- Aim of the exercise -
Restate each of the lines below word for word and drop every picture.

- Dataset excerpt -
• • • •

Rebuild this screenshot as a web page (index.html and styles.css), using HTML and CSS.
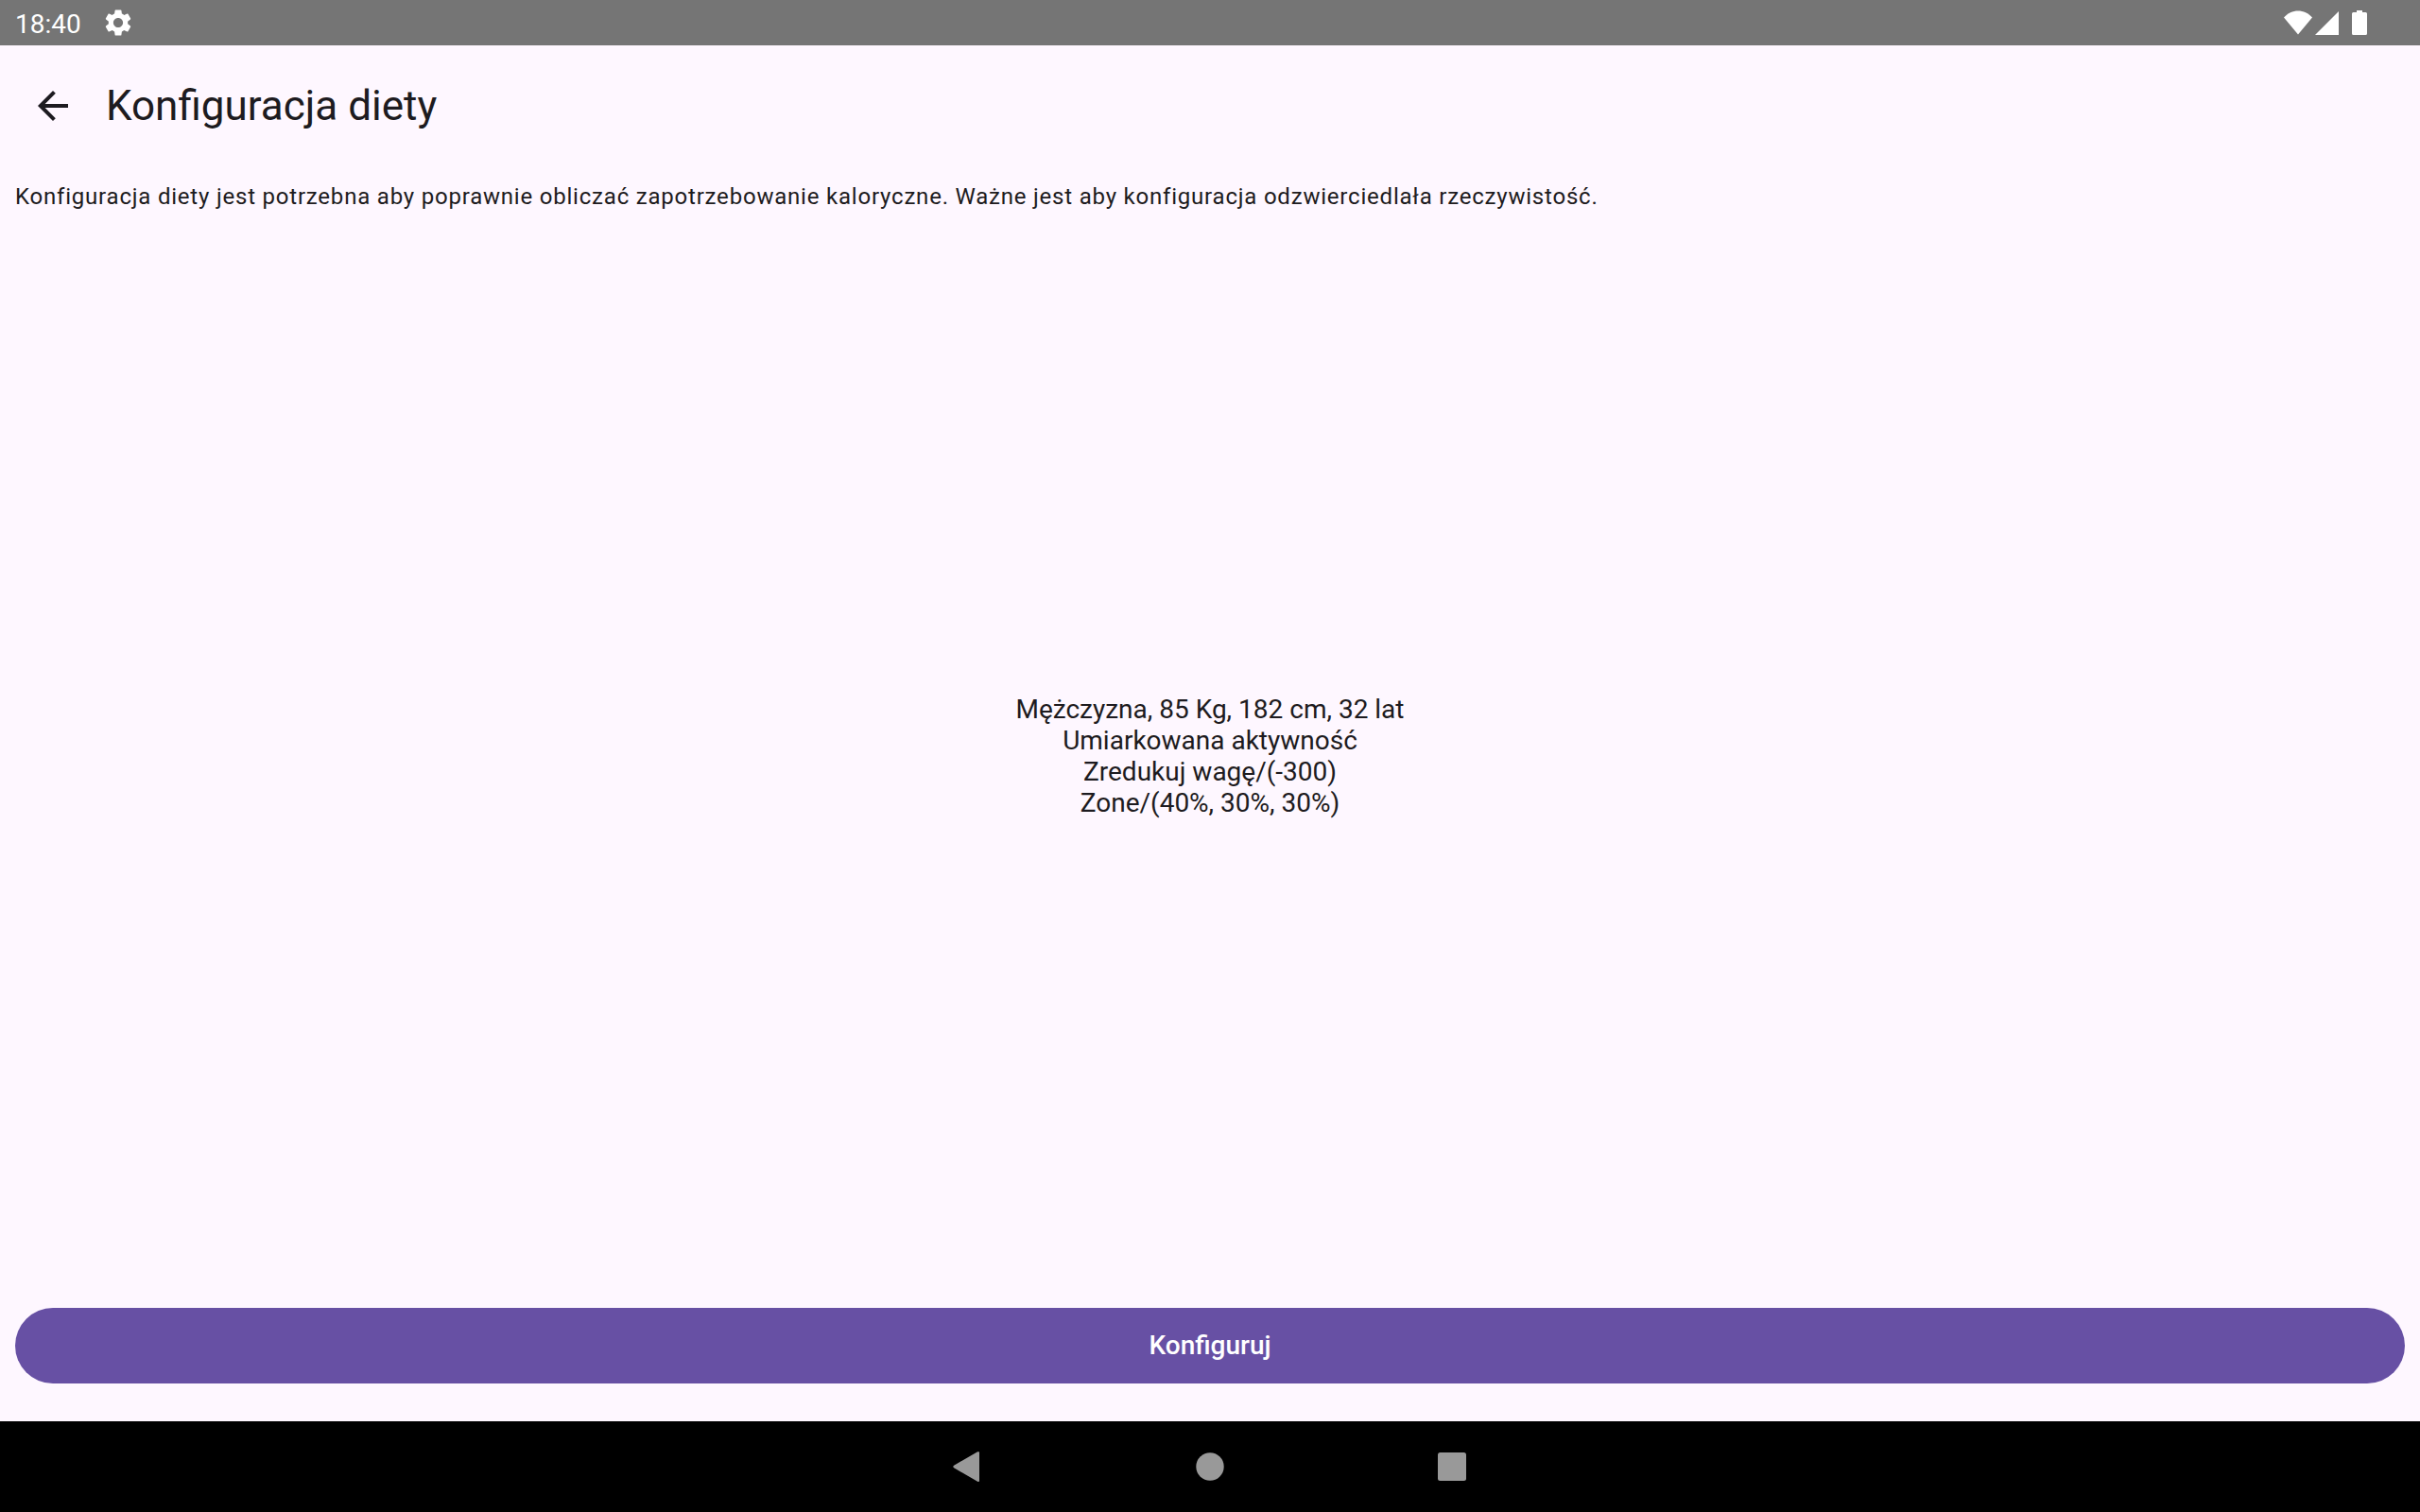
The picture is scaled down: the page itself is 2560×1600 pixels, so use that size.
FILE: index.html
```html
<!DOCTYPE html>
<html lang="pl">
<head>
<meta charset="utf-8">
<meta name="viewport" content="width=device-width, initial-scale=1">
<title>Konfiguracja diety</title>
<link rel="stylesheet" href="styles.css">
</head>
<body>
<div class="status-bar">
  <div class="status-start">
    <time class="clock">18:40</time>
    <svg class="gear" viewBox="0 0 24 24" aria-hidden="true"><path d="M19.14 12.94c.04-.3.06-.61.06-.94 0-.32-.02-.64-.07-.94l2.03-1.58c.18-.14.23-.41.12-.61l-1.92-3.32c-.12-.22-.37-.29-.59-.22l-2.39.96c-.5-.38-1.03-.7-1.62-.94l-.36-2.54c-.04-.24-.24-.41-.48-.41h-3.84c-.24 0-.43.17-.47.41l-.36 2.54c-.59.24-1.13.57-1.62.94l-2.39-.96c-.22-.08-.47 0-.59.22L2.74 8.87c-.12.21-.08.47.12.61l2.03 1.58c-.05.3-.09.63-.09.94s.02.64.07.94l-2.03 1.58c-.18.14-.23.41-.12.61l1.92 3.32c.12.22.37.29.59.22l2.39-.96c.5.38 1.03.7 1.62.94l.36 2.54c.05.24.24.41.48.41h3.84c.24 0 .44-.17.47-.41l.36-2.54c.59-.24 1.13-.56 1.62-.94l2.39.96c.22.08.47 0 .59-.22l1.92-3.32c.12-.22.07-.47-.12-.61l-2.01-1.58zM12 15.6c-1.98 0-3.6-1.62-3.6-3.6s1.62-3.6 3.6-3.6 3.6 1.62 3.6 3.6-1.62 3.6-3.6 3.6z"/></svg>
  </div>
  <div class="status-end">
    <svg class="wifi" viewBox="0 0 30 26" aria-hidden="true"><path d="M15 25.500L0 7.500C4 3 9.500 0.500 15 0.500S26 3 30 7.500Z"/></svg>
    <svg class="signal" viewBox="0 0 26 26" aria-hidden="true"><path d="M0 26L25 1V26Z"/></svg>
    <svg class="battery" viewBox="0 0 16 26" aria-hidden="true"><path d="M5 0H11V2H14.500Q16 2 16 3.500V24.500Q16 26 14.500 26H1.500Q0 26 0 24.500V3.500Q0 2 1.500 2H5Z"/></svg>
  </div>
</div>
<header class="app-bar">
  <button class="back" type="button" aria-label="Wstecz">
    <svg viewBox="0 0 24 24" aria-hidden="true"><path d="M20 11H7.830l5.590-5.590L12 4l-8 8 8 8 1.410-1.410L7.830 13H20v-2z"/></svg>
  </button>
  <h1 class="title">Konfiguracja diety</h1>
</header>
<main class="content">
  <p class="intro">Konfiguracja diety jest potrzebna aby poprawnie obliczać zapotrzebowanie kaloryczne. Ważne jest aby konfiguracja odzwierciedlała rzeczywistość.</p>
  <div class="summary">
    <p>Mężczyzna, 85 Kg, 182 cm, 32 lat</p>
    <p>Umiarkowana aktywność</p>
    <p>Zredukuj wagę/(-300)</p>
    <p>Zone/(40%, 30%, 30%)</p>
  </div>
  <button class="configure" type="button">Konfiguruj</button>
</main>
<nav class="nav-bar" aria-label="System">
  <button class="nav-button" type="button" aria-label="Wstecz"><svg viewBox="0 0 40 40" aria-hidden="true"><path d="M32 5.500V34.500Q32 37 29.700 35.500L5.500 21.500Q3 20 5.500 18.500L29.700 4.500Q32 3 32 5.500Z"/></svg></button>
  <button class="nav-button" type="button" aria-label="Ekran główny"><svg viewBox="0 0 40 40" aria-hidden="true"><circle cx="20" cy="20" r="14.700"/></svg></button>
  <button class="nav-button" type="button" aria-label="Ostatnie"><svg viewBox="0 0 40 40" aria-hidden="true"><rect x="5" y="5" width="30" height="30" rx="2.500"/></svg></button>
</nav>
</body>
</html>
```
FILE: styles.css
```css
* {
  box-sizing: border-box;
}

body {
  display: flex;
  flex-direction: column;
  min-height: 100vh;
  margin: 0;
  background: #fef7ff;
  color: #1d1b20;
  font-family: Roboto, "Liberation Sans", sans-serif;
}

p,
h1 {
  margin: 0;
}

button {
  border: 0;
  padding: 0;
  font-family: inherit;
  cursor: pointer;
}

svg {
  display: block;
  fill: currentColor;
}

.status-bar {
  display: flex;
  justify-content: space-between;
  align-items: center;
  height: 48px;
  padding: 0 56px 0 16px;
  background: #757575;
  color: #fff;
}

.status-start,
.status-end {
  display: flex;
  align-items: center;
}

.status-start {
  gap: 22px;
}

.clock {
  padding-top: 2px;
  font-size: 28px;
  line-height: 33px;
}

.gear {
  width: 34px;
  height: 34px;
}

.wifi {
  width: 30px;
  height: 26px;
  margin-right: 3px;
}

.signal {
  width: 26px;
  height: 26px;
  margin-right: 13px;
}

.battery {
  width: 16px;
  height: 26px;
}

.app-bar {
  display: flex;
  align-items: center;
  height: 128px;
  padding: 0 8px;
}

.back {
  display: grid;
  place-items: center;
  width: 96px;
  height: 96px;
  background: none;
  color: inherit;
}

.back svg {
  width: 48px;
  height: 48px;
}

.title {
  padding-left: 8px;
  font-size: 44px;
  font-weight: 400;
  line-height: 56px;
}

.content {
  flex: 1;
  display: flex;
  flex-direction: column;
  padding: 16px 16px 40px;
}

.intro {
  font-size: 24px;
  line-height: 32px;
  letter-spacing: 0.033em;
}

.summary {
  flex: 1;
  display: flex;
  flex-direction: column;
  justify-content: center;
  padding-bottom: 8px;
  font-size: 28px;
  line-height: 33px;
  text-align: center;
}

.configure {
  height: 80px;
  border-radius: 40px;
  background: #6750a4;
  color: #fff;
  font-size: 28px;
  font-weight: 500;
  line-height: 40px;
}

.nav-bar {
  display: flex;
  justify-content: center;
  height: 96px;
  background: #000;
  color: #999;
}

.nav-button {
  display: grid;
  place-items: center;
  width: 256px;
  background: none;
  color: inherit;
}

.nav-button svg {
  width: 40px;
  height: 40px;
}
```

• • • •

- Response for this exercise -
Rebuild this screenshot as a web page (index.html and styles.css), using HTML and CSS.
The picture is scaled down: the page itself is 2560×1600 pixels, so use that size.
FILE: index.html
```html
<!DOCTYPE html>
<html lang="pl">
<head>
<meta charset="utf-8">
<meta name="viewport" content="width=device-width, initial-scale=1">
<title>Konfiguracja diety</title>
<link rel="stylesheet" href="styles.css">
</head>
<body>
<div class="status-bar">
  <div class="status-start">
    <time class="clock">18:40</time>
    <svg class="gear" viewBox="0 0 24 24" aria-hidden="true"><path d="M19.14 12.94c.04-.3.06-.61.06-.94 0-.32-.02-.64-.07-.94l2.03-1.58c.18-.14.23-.41.12-.61l-1.92-3.32c-.12-.22-.37-.29-.59-.22l-2.39.96c-.5-.38-1.03-.7-1.62-.94l-.36-2.54c-.04-.24-.24-.41-.48-.41h-3.84c-.24 0-.43.17-.47.41l-.36 2.54c-.59.24-1.13.57-1.62.94l-2.39-.96c-.22-.08-.47 0-.59.22L2.74 8.87c-.12.21-.08.47.12.61l2.03 1.58c-.05.3-.09.63-.09.94s.02.64.07.94l-2.03 1.58c-.18.14-.23.41-.12.61l1.92 3.32c.12.22.37.29.59.22l2.39-.96c.5.38 1.03.7 1.62.94l.36 2.54c.05.24.24.41.48.41h3.84c.24 0 .44-.17.47-.41l.36-2.54c.59-.24 1.13-.56 1.62-.94l2.39.96c.22.08.47 0 .59-.22l1.92-3.32c.12-.22.07-.47-.12-.61l-2.01-1.58zM12 15.6c-1.98 0-3.6-1.62-3.6-3.6s1.62-3.6 3.6-3.6 3.6 1.62 3.6 3.6-1.62 3.6-3.6 3.6z"/></svg>
  </div>
  <div class="status-end">
    <svg class="wifi" viewBox="0 0 30 26" aria-hidden="true"><path d="M15 25.500L0 7.500C4 3 9.500 0.500 15 0.500S26 3 30 7.500Z"/></svg>
    <svg class="signal" viewBox="0 0 26 26" aria-hidden="true"><path d="M0 26L25 1V26Z"/></svg>
    <svg class="battery" viewBox="0 0 16 26" aria-hidden="true"><path d="M5 0H11V2H14.500Q16 2 16 3.500V24.500Q16 26 14.500 26H1.500Q0 26 0 24.500V3.500Q0 2 1.500 2H5Z"/></svg>
  </div>
</div>
<header class="app-bar">
  <button class="back" type="button" aria-label="Wstecz">
    <svg viewBox="0 0 24 24" aria-hidden="true"><path d="M20 11H7.830l5.590-5.590L12 4l-8 8 8 8 1.410-1.410L7.830 13H20v-2z"/></svg>
  </button>
  <h1 class="title">Konfiguracja diety</h1>
</header>
<main class="content">
  <p class="intro">Konfiguracja diety jest potrzebna aby poprawnie obliczać zapotrzebowanie kaloryczne. Ważne jest aby konfiguracja odzwierciedlała rzeczywistość.</p>
  <div class="summary">
    <p>Mężczyzna, 85 Kg, 182 cm, 32 lat</p>
    <p>Umiarkowana aktywność</p>
    <p>Zredukuj wagę/(-300)</p>
    <p>Zone/(40%, 30%, 30%)</p>
  </div>
  <button class="configure" type="button">Konfiguruj</button>
</main>
<nav class="nav-bar" aria-label="System">
  <button class="nav-button" type="button" aria-label="Wstecz"><svg viewBox="0 0 40 40" aria-hidden="true"><path d="M32 5.500V34.500Q32 37 29.700 35.500L5.500 21.500Q3 20 5.500 18.500L29.700 4.500Q32 3 32 5.500Z"/></svg></button>
  <button class="nav-button" type="button" aria-label="Ekran główny"><svg viewBox="0 0 40 40" aria-hidden="true"><circle cx="20" cy="20" r="14.700"/></svg></button>
  <button class="nav-button" type="button" aria-label="Ostatnie"><svg viewBox="0 0 40 40" aria-hidden="true"><rect x="5" y="5" width="30" height="30" rx="2.500"/></svg></button>
</nav>
</body>
</html>
```
FILE: styles.css
```css
* {
  box-sizing: border-box;
}

body {
  display: flex;
  flex-direction: column;
  min-height: 100vh;
  margin: 0;
  background: #fef7ff;
  color: #1d1b20;
  font-family: Roboto, "Liberation Sans", sans-serif;
}

p,
h1 {
  margin: 0;
}

button {
  border: 0;
  padding: 0;
  font-family: inherit;
  cursor: pointer;
}

svg {
  display: block;
  fill: currentColor;
}

.status-bar {
  display: flex;
  justify-content: space-between;
  align-items: center;
  height: 48px;
  padding: 0 56px 0 16px;
  background: #757575;
  color: #fff;
}

.status-start,
.status-end {
  display: flex;
  align-items: center;
}

.status-start {
  gap: 22px;
}

.clock {
  padding-top: 2px;
  font-size: 28px;
  line-height: 33px;
}

.gear {
  width: 34px;
  height: 34px;
}

.wifi {
  width: 30px;
  height: 26px;
  margin-right: 3px;
}

.signal {
  width: 26px;
  height: 26px;
  margin-right: 13px;
}

.battery {
  width: 16px;
  height: 26px;
}

.app-bar {
  display: flex;
  align-items: center;
  height: 128px;
  padding: 0 8px;
}

.back {
  display: grid;
  place-items: center;
  width: 96px;
  height: 96px;
  background: none;
  color: inherit;
}

.back svg {
  width: 48px;
  height: 48px;
}

.title {
  padding-left: 8px;
  font-size: 44px;
  font-weight: 400;
  line-height: 56px;
}

.content {
  flex: 1;
  display: flex;
  flex-direction: column;
  padding: 16px 16px 40px;
}

.intro {
  font-size: 24px;
  line-height: 32px;
  letter-spacing: 0.033em;
}

.summary {
  flex: 1;
  display: flex;
  flex-direction: column;
  justify-content: center;
  padding-bottom: 8px;
  font-size: 28px;
  line-height: 33px;
  text-align: center;
}

.configure {
  height: 80px;
  border-radius: 40px;
  background: #6750a4;
  color: #fff;
  font-size: 28px;
  font-weight: 500;
  line-height: 40px;
}

.nav-bar {
  display: flex;
  justify-content: center;
  height: 96px;
  background: #000;
  color: #999;
}

.nav-button {
  display: grid;
  place-items: center;
  width: 256px;
  background: none;
  color: inherit;
}

.nav-button svg {
  width: 40px;
  height: 40px;
}
```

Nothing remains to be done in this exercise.